The court reporters who are being phased out are taking different paths once their job ends. Almost all of them are women and none qualify for full retirement benefits, said George Noel, business manager for the Office and Professional Employees International Union Local 6, which represents court reporters.
State Representative Paul J. Donato, a Medford Democrat, filed legislation last year to enhance the retirement benefits for court reporters in a plan similar to what was offered two years ago to some toll booth workers.
The bill is awaiting action by the House Committee on Ways and Means.

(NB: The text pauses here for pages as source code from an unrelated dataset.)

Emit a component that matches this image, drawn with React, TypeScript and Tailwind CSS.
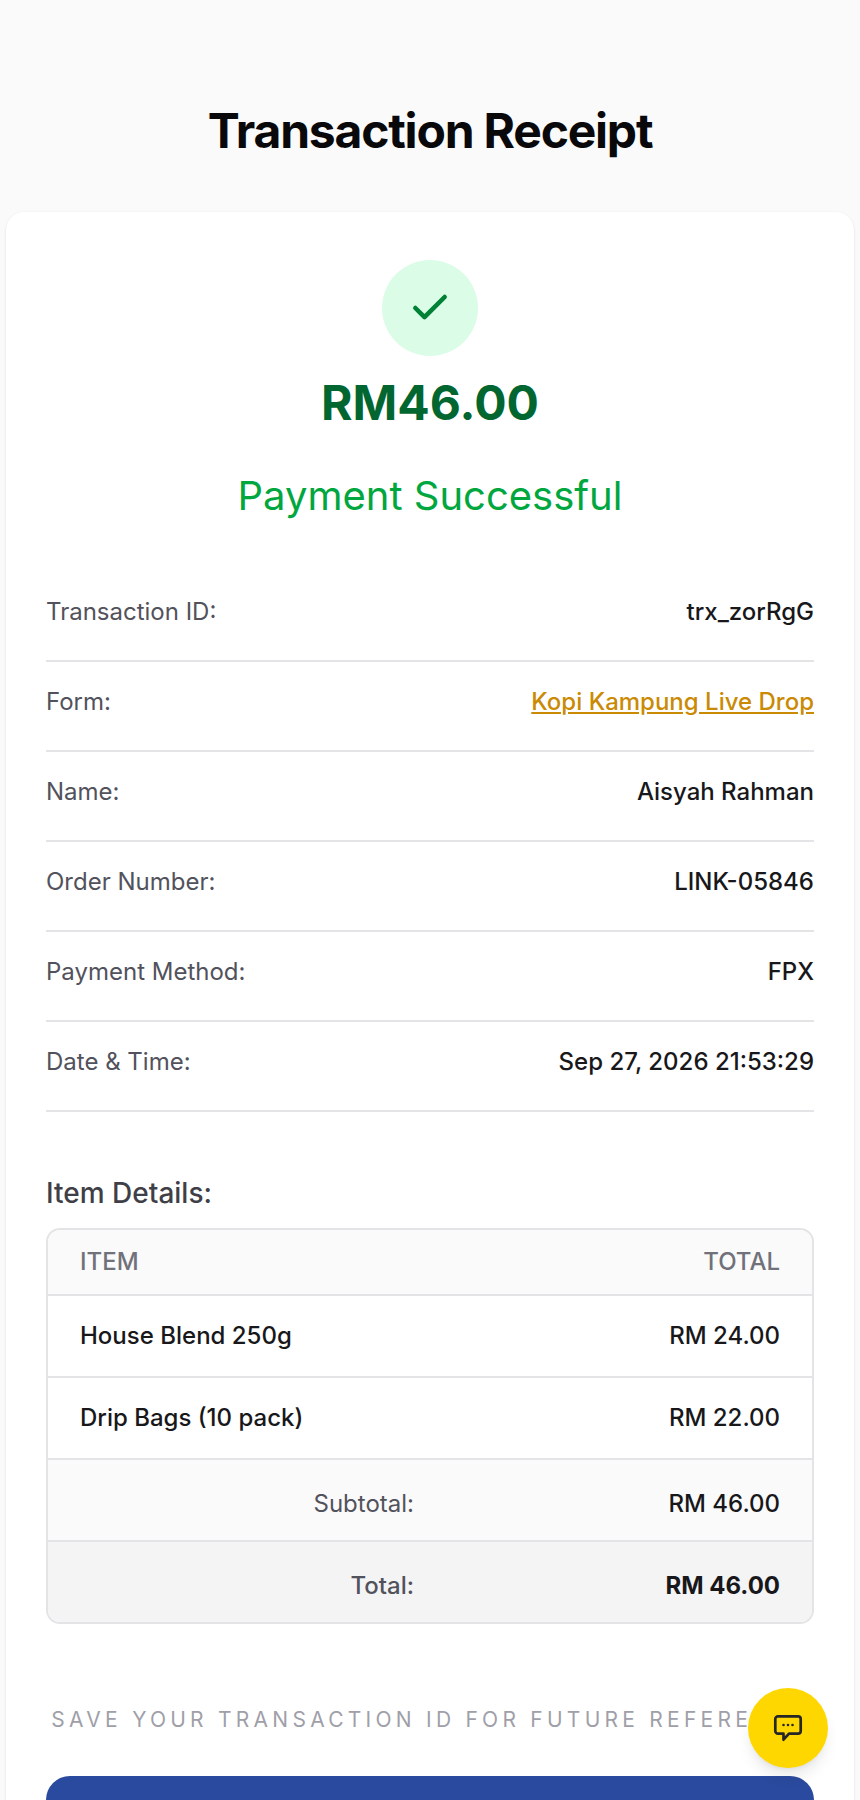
import { Check } from 'lucide-react'

const details = [
  { label: 'Transaction ID:', value: 'trx_zorRgG' },
  { label: 'Form:', value: 'Kopi Kampung Live Drop', link: true },
  { label: 'Name:', value: 'Aisyah Rahman' },
  { label: 'Order Number:', value: 'LINK-05846' },
  { label: 'Payment Method:', value: 'FPX' },
  { label: 'Date & Time:', value: 'Sep 27, 2026 21:53:29' },
]

const items = [
  { name: 'House Blend 250g', total: 'RM 24.00' },
  { name: 'Drip Bags (10 pack)', total: 'RM 22.00' },
]

function ChatIcon() {
  return (
    <svg width="32" height="32" viewBox="0 0 32 32" fill="none">
      <path
        d="M6 4.3h20a2.7 2.7 0 0 1 2.7 2.7v12a2.7 2.7 0 0 1-2.7 2.7H17l-5.5 6v-6H6A2.7 2.7 0 0 1 3.3 19V7A2.7 2.7 0 0 1 6 4.3Z"
        stroke="#262626"
        strokeWidth="2.7"
        strokeLinejoin="round"
      />
      <circle cx="11.5" cy="13" r="1.3" fill="#262626" />
      <circle cx="16" cy="13" r="1.3" fill="#262626" />
      <circle cx="20.5" cy="13" r="1.3" fill="#262626" />
    </svg>
  )
}

export default function App() {
  return (
    <div className="min-h-screen bg-zinc-50 px-1.5 pt-[95px] font-['Inter',sans-serif] text-zinc-900">
      <h1 className="mb-[45px] text-center text-[48px] leading-[72px] font-bold tracking-[-0.025em] text-zinc-950">
        Transaction Receipt
      </h1>

      <div className="rounded-[18px] bg-white px-10 pt-12 shadow-sm">
        <div className="mx-auto flex h-24 w-24 items-center justify-center rounded-full bg-green-100">
          <Check size={44} className="text-green-700" strokeWidth={2.5} />
        </div>
        <p className="mt-[11px] text-center text-[48px] leading-[72px] font-bold text-green-800">RM46.00</p>
        <p className="mt-[27px] text-center text-[40px] leading-[60px] text-green-600">Payment Successful</p>

        <div className="mt-[46px]">
          {details.map((row) => (
            <div key={row.label} className="flex h-[90px] items-center justify-between border-b-2 border-zinc-200 pb-[8px] text-[24px]">
              <span className="text-zinc-600">{row.label}</span>
              {row.link ? (
                <span className="font-medium text-[#ca8a04] underline">{row.value}</span>
              ) : (
                <span className="font-medium">{row.value}</span>
              )}
            </div>
          ))}
        </div>

        <h2 className="mt-[60px] text-[28px] leading-[42px] font-medium text-zinc-700">Item Details:</h2>

        <div className="mt-[14px] overflow-hidden rounded-[14px] border-2 border-zinc-200 text-[24px]">
          <div className="flex h-[64px] items-center justify-between bg-zinc-50 px-8 font-medium text-zinc-500">
            <span>ITEM</span>
            <span>TOTAL</span>
          </div>
          {items.map((item) => (
            <div key={item.name} className="flex h-[82px] items-center justify-between border-t-2 border-zinc-200 px-8 font-medium">
              <span>{item.name}</span>
              <span>{item.total}</span>
            </div>
          ))}
          <div className="flex h-[82px] items-center justify-between border-t-2 border-zinc-200 bg-zinc-50 px-8 pt-2">
            <span className="w-[334px] text-right text-zinc-600">Subtotal:</span>
            <span className="font-medium">RM 46.00</span>
          </div>
          <div className="flex h-[82px] items-center justify-between border-t-2 border-zinc-200 bg-zinc-100 px-8 pt-2">
            <span className="w-[334px] text-right font-medium text-zinc-600">Total:</span>
            <span className="font-bold">RM 46.00</span>
          </div>
        </div>

        <p className="mt-[80px] text-center text-[21px] leading-[32px] tracking-[4.25px] whitespace-nowrap text-zinc-400">
          SAVE YOUR TRANSACTION ID FOR FUTURE REFERENCE
        </p>

        <button className="mt-[40px] flex h-[96px] w-full items-center justify-center rounded-[24px] bg-[#2a4a9f] text-[24px] font-semibold text-white">
          Download Receipt
        </button>
      </div>

      <button className="fixed right-8 bottom-8 flex h-20 w-20 items-center justify-center rounded-full bg-[#ffd700] shadow-lg">
        <ChatIcon />
      </button>
    </div>
  )
}
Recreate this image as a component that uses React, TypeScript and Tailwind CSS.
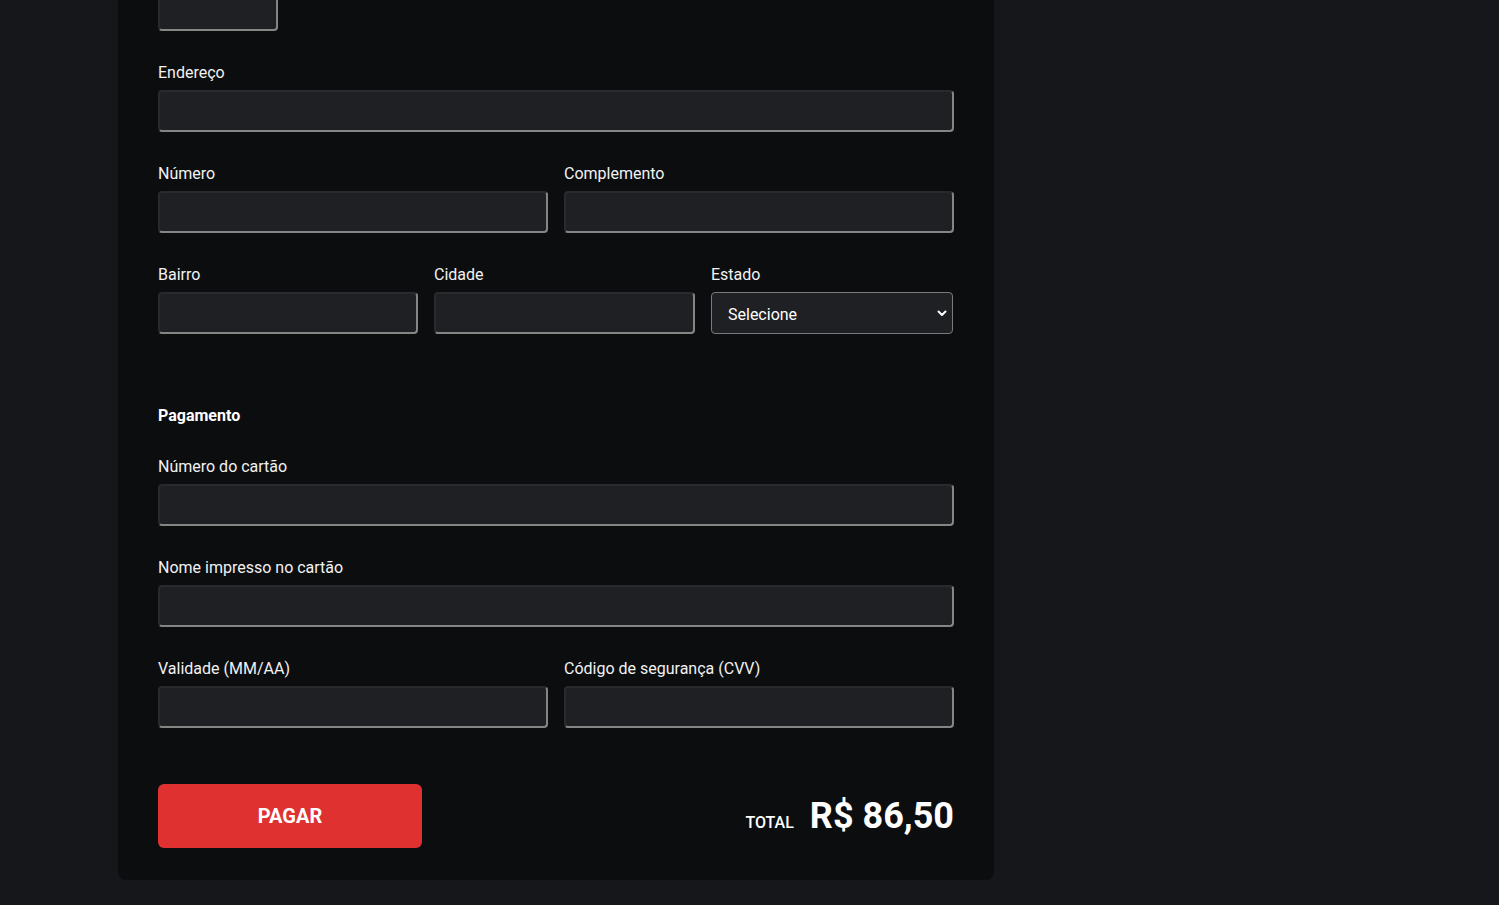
import React from 'react';

const inputCls =
  'block w-full h-[42px] rounded-[4px] bg-[#1f2023] border-2 border-t-[#292a2e] border-l-[#292a2e] border-r-[#858585] border-b-[#858585] px-3 text-white outline-none';

const labelCls = 'block text-[16px] leading-6 text-[#f2f2f2] pt-[1px] mb-[5px]';

const Field = ({ label, className = '' }: { label: string; className?: string }) => (
  <div className={className}>
    <label className={labelCls}>{label}</label>
    <input type="text" className={inputCls} />
  </div>
);

const App = () => {
  return (
    <div
      className="h-[905px] overflow-hidden bg-[#16171b] pl-[118px]"
      style={{ fontFamily: 'Roboto, "Liberation Sans", sans-serif' }}
    >
      <div className="w-[876px] bg-[#0c0d0f] rounded-b-lg px-10 pb-8">
        {/* previous row, scrolled past */}
        <div className="-mt-[11px]">
          <input type="text" className={`${inputCls} !w-[120px]`} />
        </div>

        <div className="mt-[29px] flex flex-col gap-[29px]">
          <Field label="Endereço" />

          <div className="grid grid-cols-2 gap-4">
            <Field label="Número" />
            <Field label="Complemento" />
          </div>

          <div className="grid grid-cols-[260px_261px_1fr] gap-4">
            <Field label="Bairro" />
            <Field label="Cidade" />
            <div className="pr-[1px]">
              <label className={labelCls}>Estado</label>
              <div className="relative">
                <select className="block w-full h-[42px] appearance-none rounded-[4px] bg-[#1f2023] border border-[#7a7a7a] pl-4 pr-8 pt-[3px] text-[16px] font-normal text-white outline-none">
                  <option>Selecione</option>
                </select>
                <svg
                  className="absolute right-[5px] top-1/2 -translate-y-1/2 pointer-events-none"
                  width="12"
                  height="12"
                  viewBox="0 0 12 12"
                  fill="none"
                >
                  <path d="M2.5 4.5L6 8L9.5 4.5" stroke="white" strokeWidth="2" strokeLinecap="round" strokeLinejoin="round" />
                </svg>
              </div>
            </div>
          </div>
        </div>

        <h3 className="mt-[69px] pt-[1px] text-[16px] leading-6 font-bold text-white">Pagamento</h3>

        <div className="mt-[26px] flex flex-col gap-[29px]">
          <Field label="Número do cartão" />
          <Field label="Nome impresso no cartão" />
          <div className="grid grid-cols-2 gap-4">
            <Field label="Validade (MM/AA)" />
            <Field label="Código de segurança (CVV)" />
          </div>
        </div>

        <div className="mt-[56px] flex items-center justify-between">
          <button className="w-[264px] h-[64px] rounded-md bg-[#e03131] text-white text-[20px] font-bold">
            PAGAR
          </button>
          <div className="flex items-baseline gap-4">
            <span className="text-[16px] font-medium text-white">TOTAL</span>
            <span className="text-[36px] font-bold text-white leading-none">R$ 86,50</span>
          </div>
        </div>
      </div>
    </div>
  );
};

export default App;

Donato said the legislation has been held up because some lawmakers worry about the precedent it could set for other state workers who could see technology render their jobs obsolete.
If passed, Noel said, the measure would cost the state less than $500,000.
“It’s not a budget-buster,” he said. “No one’s hitting the jackpot.”
Even though Massachusetts is moving to digital recording, professional organizations at the state and national level for court reporters said their expertise is in demand even as the number of people trained in the field dwindles.
Court reporters are hired to document legal depositions and provide closed-captioning services. Others specialize in translating spoken words into printed English in real time for the deaf and hard of hearing.
“We need more court reporters,” said Megan Castro, president of the Massachusetts Court Reporters Association. “The demand is so huge.”
Susan Garvin, a court reporter in Worcester, said she has relished her 33 years recording court proceedings with her stenographic machine.